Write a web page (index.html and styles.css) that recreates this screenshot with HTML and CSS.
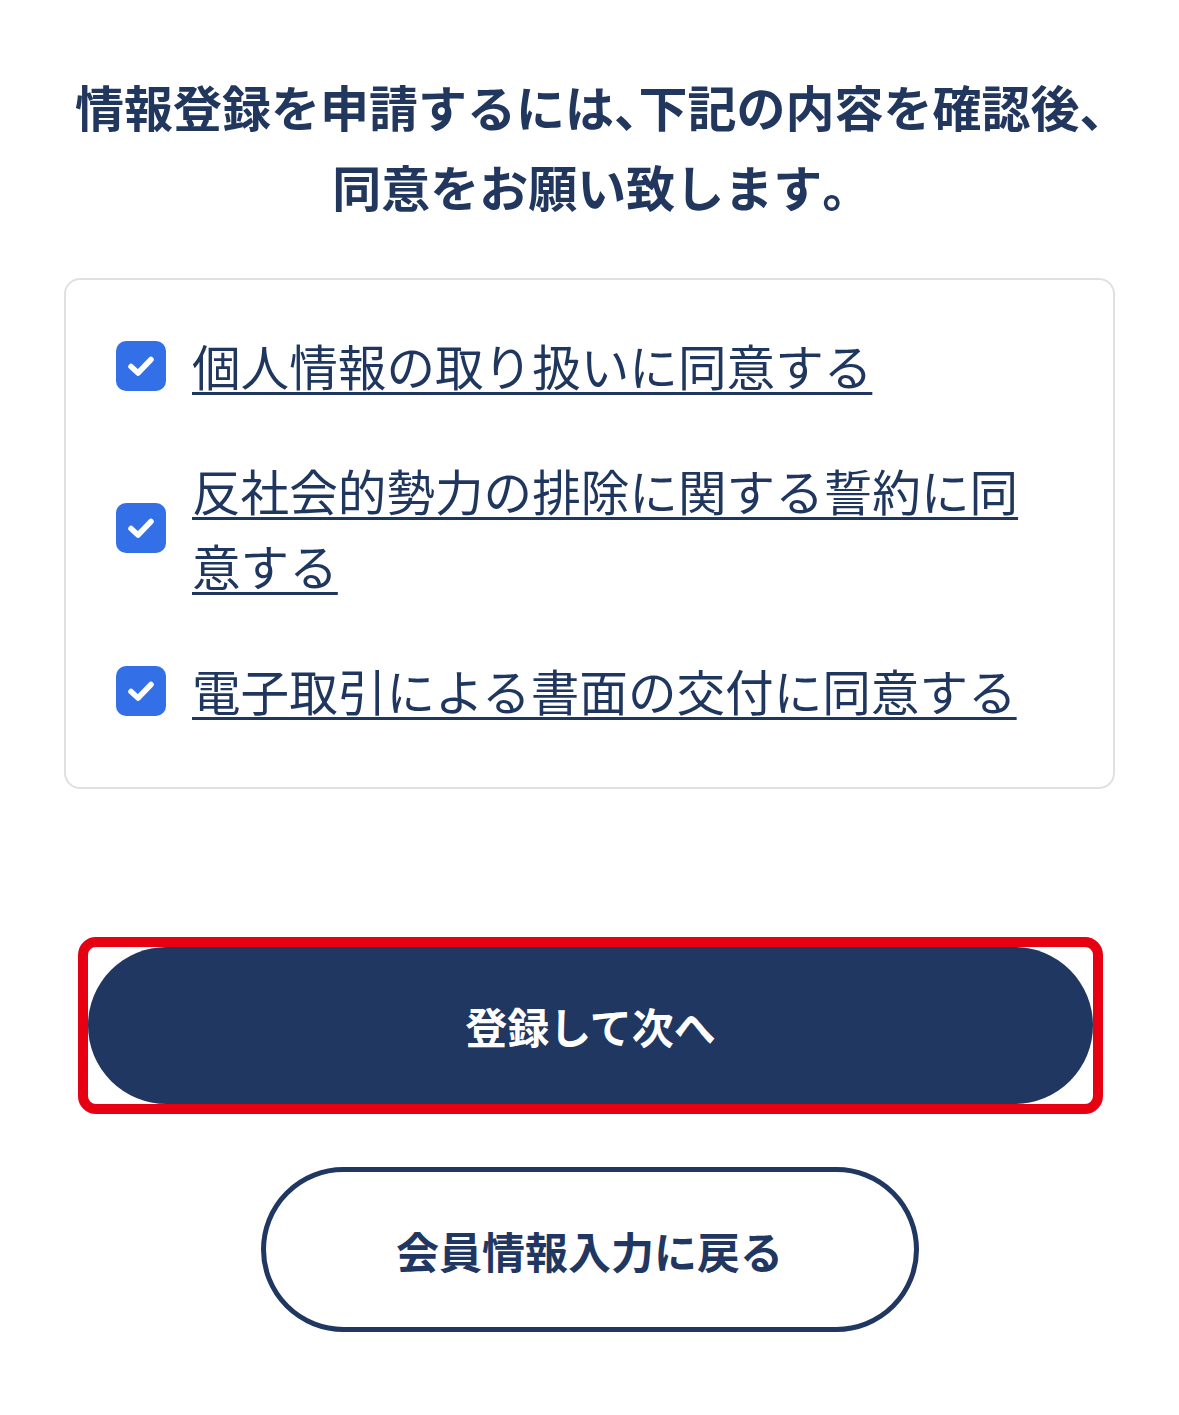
FILE: index.html
```html
<!DOCTYPE html>
<html lang="ja">
<head>
<meta charset="utf-8">
<link rel="stylesheet" href="styles.css">
</head>
<body>
<main class="page">
  <h1 class="title">情報登録を申請するには<span class="punct">、</span>下記の内容を確認後<span class="punct">、</span><br>同意をお願い致します<span class="punct">。</span></h1>
  <section class="card">
    <label class="row">
      <span class="check"><svg viewBox="0 0 50 50" width="50" height="50"><rect width="50" height="50" rx="10" fill="#3370e8"/><path d="M15 25.5 L22 32 L35 18.5" fill="none" stroke="#fff" stroke-width="5.5" stroke-linecap="round" stroke-linejoin="round"/></svg></span>
      <a class="label" href="#">個人情報の取り扱いに同意する</a>
    </label>
    <label class="row">
      <span class="check"><svg viewBox="0 0 50 50" width="50" height="50"><rect width="50" height="50" rx="10" fill="#3370e8"/><path d="M15 25.5 L22 32 L35 18.5" fill="none" stroke="#fff" stroke-width="5.5" stroke-linecap="round" stroke-linejoin="round"/></svg></span>
      <a class="label" href="#">反社会的勢力の排除に関する誓約に同意する</a>
    </label>
    <label class="row">
      <span class="check"><svg viewBox="0 0 50 50" width="50" height="50"><rect width="50" height="50" rx="10" fill="#3370e8"/><path d="M15 25.5 L22 32 L35 18.5" fill="none" stroke="#fff" stroke-width="5.5" stroke-linecap="round" stroke-linejoin="round"/></svg></span>
      <a class="label" href="#">電子取引による書面の交付に同意する</a>
    </label>
  </section>
  <div class="highlight">
    <button class="btn-primary" type="button">登録して次へ</button>
  </div>
  <button class="btn-secondary" type="button">会員情報入力に戻る</button>
</main>
</body>
</html>
```

FILE: styles.css
```css
html, body {
  margin: 0;
  padding: 0;
  background: #ffffff;
}
body {
  font-family: "Noto Sans CJK JP", "Noto Sans", sans-serif;
  color: #1f365f;
}
.page {
  display: flex;
  flex-direction: column;
  align-items: stretch;
  padding: 66px 64px 80px;
}
.title {
  margin: 0;
  text-align: center;
  font-size: 49px;
  line-height: 80px;
  font-weight: 700;
  color: #22375e;
  white-space: nowrap;
  margin-left: -20px;
  margin-right: -20px;
}
.punct {
  font-feature-settings: "halt";
}
.card {
  margin-top: 52px;
  border: 2px solid #e0e0e3;
  border-radius: 16px;
  padding: 48px 60px 59px 50px;
  display: flex;
  flex-direction: column;
  gap: 50px;
}
.row {
  display: flex;
  align-items: center;
  gap: 26px;
}
.check {
  flex: 0 0 50px;
  width: 50px;
  height: 50px;
  display: block;
}
.check svg {
  display: block;
}
.label {
  font-size: 48.6px;
  line-height: 75px;
  color: #1f365f;
  text-decoration: underline;
  text-decoration-thickness: 3px;
  text-underline-offset: 6px;
}
.highlight {
  margin: 148px 12px 0 14px;
  border: 10px solid #e60012;
  border-radius: 18px;
  display: flex;
}
.btn-primary {
  flex: 1;
  height: 157px;
  border: none;
  border-radius: 80px;
  background: #1f3761;
  color: #ffffff;
  font-family: "Noto Sans CJK JP", "Noto Sans", sans-serif;
  font-size: 42px;
  font-weight: 700;
  margin: 0;
  padding: 0;
}
.btn-secondary {
  align-self: center;
  margin-top: 53px;
  width: 658px;
  height: 165px;
  border: 5px solid #1f3761;
  border-radius: 83px;
  background: #ffffff;
  color: #1f3761;
  font-family: "Noto Sans CJK JP", "Noto Sans", sans-serif;
  font-size: 43px;
  font-weight: 700;
  padding: 0;
}
```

- Objective
Transcribe the preceding listing in its entirety and with exact wording, leaving out pictures.

- The output
Write a web page (index.html and styles.css) that recreates this screenshot with HTML and CSS.
FILE: index.html
```html
<!DOCTYPE html>
<html lang="ja">
<head>
<meta charset="utf-8">
<link rel="stylesheet" href="styles.css">
</head>
<body>
<main class="page">
  <h1 class="title">情報登録を申請するには<span class="punct">、</span>下記の内容を確認後<span class="punct">、</span><br>同意をお願い致します<span class="punct">。</span></h1>
  <section class="card">
    <label class="row">
      <span class="check"><svg viewBox="0 0 50 50" width="50" height="50"><rect width="50" height="50" rx="10" fill="#3370e8"/><path d="M15 25.5 L22 32 L35 18.5" fill="none" stroke="#fff" stroke-width="5.5" stroke-linecap="round" stroke-linejoin="round"/></svg></span>
      <a class="label" href="#">個人情報の取り扱いに同意する</a>
    </label>
    <label class="row">
      <span class="check"><svg viewBox="0 0 50 50" width="50" height="50"><rect width="50" height="50" rx="10" fill="#3370e8"/><path d="M15 25.5 L22 32 L35 18.5" fill="none" stroke="#fff" stroke-width="5.5" stroke-linecap="round" stroke-linejoin="round"/></svg></span>
      <a class="label" href="#">反社会的勢力の排除に関する誓約に同意する</a>
    </label>
    <label class="row">
      <span class="check"><svg viewBox="0 0 50 50" width="50" height="50"><rect width="50" height="50" rx="10" fill="#3370e8"/><path d="M15 25.5 L22 32 L35 18.5" fill="none" stroke="#fff" stroke-width="5.5" stroke-linecap="round" stroke-linejoin="round"/></svg></span>
      <a class="label" href="#">電子取引による書面の交付に同意する</a>
    </label>
  </section>
  <div class="highlight">
    <button class="btn-primary" type="button">登録して次へ</button>
  </div>
  <button class="btn-secondary" type="button">会員情報入力に戻る</button>
</main>
</body>
</html>
```

FILE: styles.css
```css
html, body {
  margin: 0;
  padding: 0;
  background: #ffffff;
}
body {
  font-family: "Noto Sans CJK JP", "Noto Sans", sans-serif;
  color: #1f365f;
}
.page {
  display: flex;
  flex-direction: column;
  align-items: stretch;
  padding: 66px 64px 80px;
}
.title {
  margin: 0;
  text-align: center;
  font-size: 49px;
  line-height: 80px;
  font-weight: 700;
  color: #22375e;
  white-space: nowrap;
  margin-left: -20px;
  margin-right: -20px;
}
.punct {
  font-feature-settings: "halt";
}
.card {
  margin-top: 52px;
  border: 2px solid #e0e0e3;
  border-radius: 16px;
  padding: 48px 60px 59px 50px;
  display: flex;
  flex-direction: column;
  gap: 50px;
}
.row {
  display: flex;
  align-items: center;
  gap: 26px;
}
.check {
  flex: 0 0 50px;
  width: 50px;
  height: 50px;
  display: block;
}
.check svg {
  display: block;
}
.label {
  font-size: 48.6px;
  line-height: 75px;
  color: #1f365f;
  text-decoration: underline;
  text-decoration-thickness: 3px;
  text-underline-offset: 6px;
}
.highlight {
  margin: 148px 12px 0 14px;
  border: 10px solid #e60012;
  border-radius: 18px;
  display: flex;
}
.btn-primary {
  flex: 1;
  height: 157px;
  border: none;
  border-radius: 80px;
  background: #1f3761;
  color: #ffffff;
  font-family: "Noto Sans CJK JP", "Noto Sans", sans-serif;
  font-size: 42px;
  font-weight: 700;
  margin: 0;
  padding: 0;
}
.btn-secondary {
  align-self: center;
  margin-top: 53px;
  width: 658px;
  height: 165px;
  border: 5px solid #1f3761;
  border-radius: 83px;
  background: #ffffff;
  color: #1f3761;
  font-family: "Noto Sans CJK JP", "Noto Sans", sans-serif;
  font-size: 43px;
  font-weight: 700;
  padding: 0;
}
```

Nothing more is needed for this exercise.